Single by Don Gibson

from the album More Country Soul
- Released: 1966
- Genre: Country
- Label: RCA Victor
- Songwriter: Mickey Newbury

= Funny Familiar Forgotten Feelings (song) =

"Funny, Familiar, Forgotten Feelings" (or "Funny Familiar Forgotten Feelings") is a song written by Mickey Newbury and originally recorded and released in 1966 by American country singer Don Gibson. Don Gibson's recording was a top 10 country hit in the United States.

It was one of Newbury's earlier songwriting works along with "Here Comes the Rain, Baby" (that would be recorded by Roy Orbison and Eddy Arnold), "How I Love Them Old Songs" (Carl Smith), and "Sweet Memories" (Andy Williams, Willie Nelson).
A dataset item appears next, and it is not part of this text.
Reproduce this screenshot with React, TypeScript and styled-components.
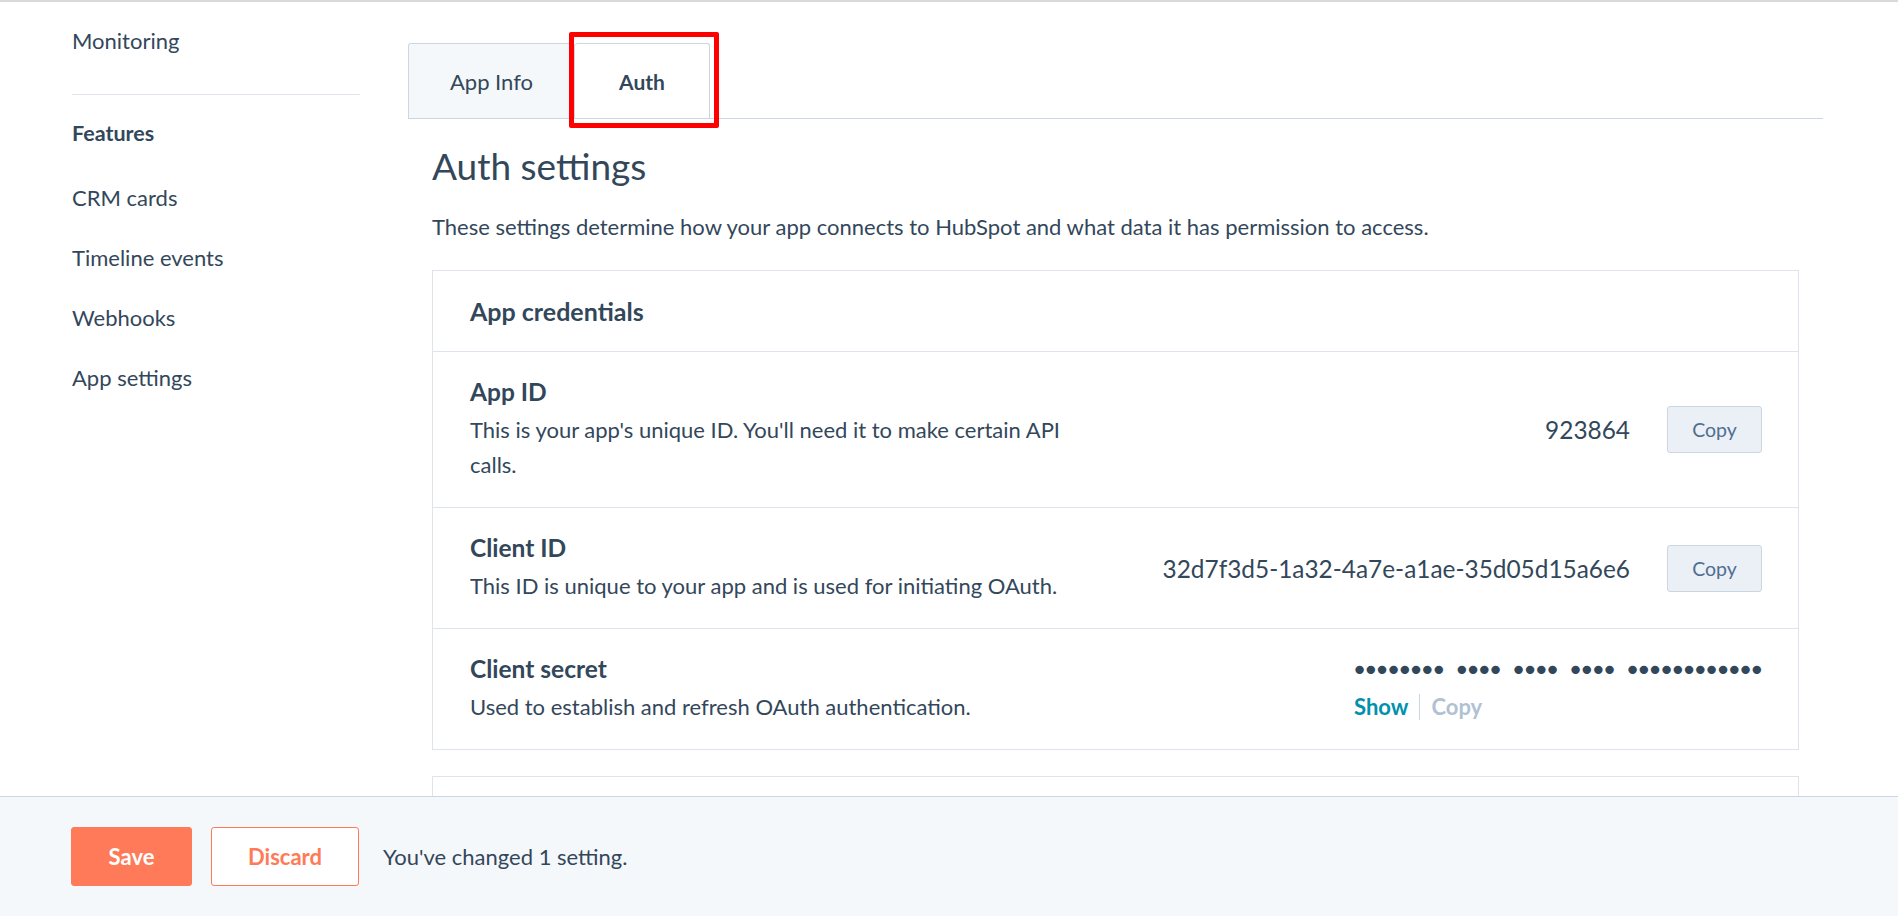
import React from 'react';
import styled, { createGlobalStyle } from 'styled-components';

const NAV_ITEMS = ['CRM cards', 'Timeline events', 'Webhooks', 'App settings'];

const CREDENTIALS = [
  {
    title: 'App ID',
    description: "This is your app's unique ID. You'll need it to make certain API calls.",
    value: '923864',
  },
  {
    title: 'Client ID',
    description: 'This ID is unique to your app and is used for initiating OAuth.',
    value: '32d7f3d5-1a32-4a7e-a1ae-35d05d15a6e6',
  },
];

const SECRET_MASK = '•••••••• •••• •••• •••• ••••••••••••';

export default function App() {
  return (
    <>
      <GlobalStyle />
      <Page>
        <Sidebar>
          <NavLink>Monitoring</NavLink>
          <NavDivider />
          <NavHeading>Features</NavHeading>
          {NAV_ITEMS.map((item) => (
            <NavLink key={item}>{item}</NavLink>
          ))}
        </Sidebar>

        <Main>
          <TabBar>
            <Tab>App Info</Tab>
            <Tab $active>
              Auth
              <Highlight />
            </Tab>
          </TabBar>

          <Content>
            <PageTitle>Auth settings</PageTitle>
            <Intro>
              These settings determine how your app connects to HubSpot and what data it has permission to access.
            </Intro>

            <Card>
              <CardHeader>App credentials</CardHeader>
              {CREDENTIALS.map((row) => (
                <Row key={row.title}>
                  <RowText>
                    <RowTitle>{row.title}</RowTitle>
                    <RowDescription>{row.description}</RowDescription>
                  </RowText>
                  <RowValue>
                    <ValueText>{row.value}</ValueText>
                    <CopyButton>Copy</CopyButton>
                  </RowValue>
                </Row>
              ))}
              <Row>
                <RowText>
                  <RowTitle>Client secret</RowTitle>
                  <RowDescription>Used to establish and refresh OAuth authentication.</RowDescription>
                </RowText>
                <SecretBox>
                  <SecretMask>{SECRET_MASK}</SecretMask>
                  <SecretActions>
                    <TextAction>Show</TextAction>
                    <ActionDivider />
                    <TextAction $disabled>Copy</TextAction>
                  </SecretActions>
                </SecretBox>
              </Row>
            </Card>

            <Card $tall />
          </Content>
        </Main>
      </Page>

      <Footer>
        <SaveButton>Save</SaveButton>
        <DiscardButton>Discard</DiscardButton>
        <FooterNote>You've changed 1 setting.</FooterNote>
      </Footer>
    </>
  );
}

const GlobalStyle = createGlobalStyle`
  html, body {
    margin: 0;
    padding: 0;
    overflow: hidden;
    background: #ffffff;
  }

  body {
    font-family: Lato, "Liberation Sans", sans-serif;
    color: #33475b;
    -webkit-font-smoothing: antialiased;
  }

  * {
    box-sizing: border-box;
  }
`;

const Page = styled.div`
  display: flex;
  align-items: flex-start;
  border-top: 2px solid #dadada;
  height: 916px;
  overflow: hidden;
`;

const Sidebar = styled.nav`
  width: 360px;
  flex-shrink: 0;
  padding: 24px 0 0 72px;
  display: flex;
  flex-direction: column;
`;

const NavLink = styled.a`
  display: block;
  font-size: 22px;
  line-height: 30px;
  margin-bottom: 30px;
  color: #33475b;
  cursor: pointer;

  &:first-child {
    margin-bottom: 0;
  }
`;

const NavDivider = styled.div`
  height: 1px;
  background: #dfe3eb;
  margin: 38px 0 23px;
`;

const NavHeading = styled.div`
  font-size: 21.5px;
  line-height: 30px;
  font-weight: 700;
  margin-bottom: 35px;
`;

const Main = styled.main`
  flex: 1;
  margin-left: 48px;
  margin-right: 75px;
  padding-top: 41px;
`;

const TabBar = styled.div`
  display: flex;
  border-bottom: 1px solid #cbd6e2;
`;

const Tab = styled.div<{ $active?: boolean }>`
  position: relative;
  height: 75px;
  display: flex;
  align-items: center;
  justify-content: center;
  padding: 0 30px;
  min-width: ${(p) => (p.$active ? '135px' : '167px')};
  font-size: ${(p) => (p.$active ? '21px' : '22px')};
  font-weight: ${(p) => (p.$active ? 700 : 400)};
  color: #33475b;
  background: ${(p) => (p.$active ? '#ffffff' : '#f5f8fa')};
  border: 1px solid #cbd6e2;
  border-bottom: none;
  border-left: ${(p) => (p.$active ? 'none' : '1px solid #cbd6e2')};
  border-radius: 3px 3px 0 0;
  margin-bottom: ${(p) => (p.$active ? '-1px' : '0')};
  cursor: pointer;
`;

const Highlight = styled.span`
  position: absolute;
  top: -12px;
  left: -6px;
  right: -10px;
  bottom: -10px;
  border: 5px solid #ff0000;
  border-radius: 2px;
  pointer-events: none;
`;

const Content = styled.div`
  padding: 0 24px;
`;

const PageTitle = styled.h1`
  margin: 25px 0 0;
  font-size: 37px;
  line-height: 44px;
  font-weight: 400;
  color: #33475b;
`;

const Intro = styled.p`
  margin: 25px 0 0;
  font-size: 22px;
  line-height: 28px;
`;

const Card = styled.section<{ $tall?: boolean }>`
  margin-top: ${(p) => (p.$tall ? '26px' : '29px')};
  border: 1px solid #dfe3eb;
  height: ${(p) => (p.$tall ? '220px' : 'auto')};
`;

const CardHeader = styled.h2`
  margin: 0;
  height: 80px;
  display: flex;
  align-items: center;
  padding: 0 37px;
  font-size: 25px;
  font-weight: 700;
  color: #33475b;
`;

const Row = styled.div`
  display: flex;
  justify-content: space-between;
  align-items: center;
  padding: 25px 36px 25px 37px;
  border-top: 1px solid #dfe3eb;
`;

const RowText = styled.div`
  max-width: 600px;
  align-self: flex-start;
`;

const RowTitle = styled.h3`
  margin: 0;
  font-size: 24.5px;
  line-height: 30px;
  font-weight: 700;
  color: #33475b;
`;

const RowDescription = styled.p`
  margin: 5px 0 0;
  font-size: 22px;
  line-height: 35px;
`;

const RowValue = styled.div`
  display: flex;
  align-items: center;
  gap: 37px;
`;

const ValueText = styled.span`
  font-size: 24.4px;
  color: #33475b;
`;

const CopyButton = styled.button`
  width: 95px;
  height: 47px;
  background: #eaf0f6;
  border: 1px solid #cbd6e2;
  border-radius: 3px;
  font-family: inherit;
  font-size: 19.5px;
  color: #506e91;
  cursor: pointer;
`;

const SecretBox = styled.div`
  width: 408px;
  display: flex;
  flex-direction: column;
  align-self: flex-start;
`;

const SecretMask = styled.div`
  height: 30px;
  font-family: "DejaVu Sans", sans-serif;
  font-size: 29px;
  line-height: 33px;
  letter-spacing: -5.8px;
  word-spacing: 8.3px;
  white-space: nowrap;
  color: #33475b;
  margin-left: -3px;
`;

const SecretActions = styled.div`
  display: flex;
  align-items: center;
  height: 35px;
  margin-top: 5px;
`;

const TextAction = styled.span<{ $disabled?: boolean }>`
  font-size: 22px;
  font-weight: 700;
  color: ${(p) => (p.$disabled ? '#b0c1d4' : '#0091ae')};
  cursor: ${(p) => (p.$disabled ? 'default' : 'pointer')};
`;

const ActionDivider = styled.span`
  width: 1px;
  height: 26px;
  background: #cbd6e2;
  margin: 0 11px;
`;

const Footer = styled.footer`
  position: fixed;
  left: 0;
  right: 0;
  bottom: 0;
  height: 120px;
  display: flex;
  align-items: center;
  padding-left: 71px;
  background: #f5f8fa;
  border-top: 1px solid #cbd6e2;
`;

const SaveButton = styled.button`
  width: 121px;
  height: 59px;
  background: #ff7a59;
  border: 1px solid #ff7a59;
  border-radius: 3px;
  color: #ffffff;
  font-family: inherit;
  font-size: 22px;
  font-weight: 700;
  cursor: pointer;
`;

const DiscardButton = styled.button`
  width: 148px;
  height: 59px;
  margin-left: 19px;
  background: #ffffff;
  border: 1px solid #ff7a59;
  border-radius: 3px;
  color: #ff7a59;
  font-family: inherit;
  font-size: 22px;
  font-weight: 700;
  cursor: pointer;
`;

const FooterNote = styled.span`
  margin-left: 24px;
  font-size: 22px;
  color: #33475b;
`;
And it also became his very first songwriting hit.

In 1967, the song was covered by Welsh singer Tom Jones, becoming a global hit. Notably, Jones's cover reached number 7 in his native UK.

Tom Jones gave the song a soul vibe. His version has been described as "a waltz-time ballad with the clicked, plectrum-hit bass guitar notes underneath it." American Billboard wrote in its review: "Jones takes Don Gibson's country hit and adds the same warmth and blues feel that gave him a smash pop item in the country "Green, Green Grass of Home." This should fast prove another ballad winner for the stylist."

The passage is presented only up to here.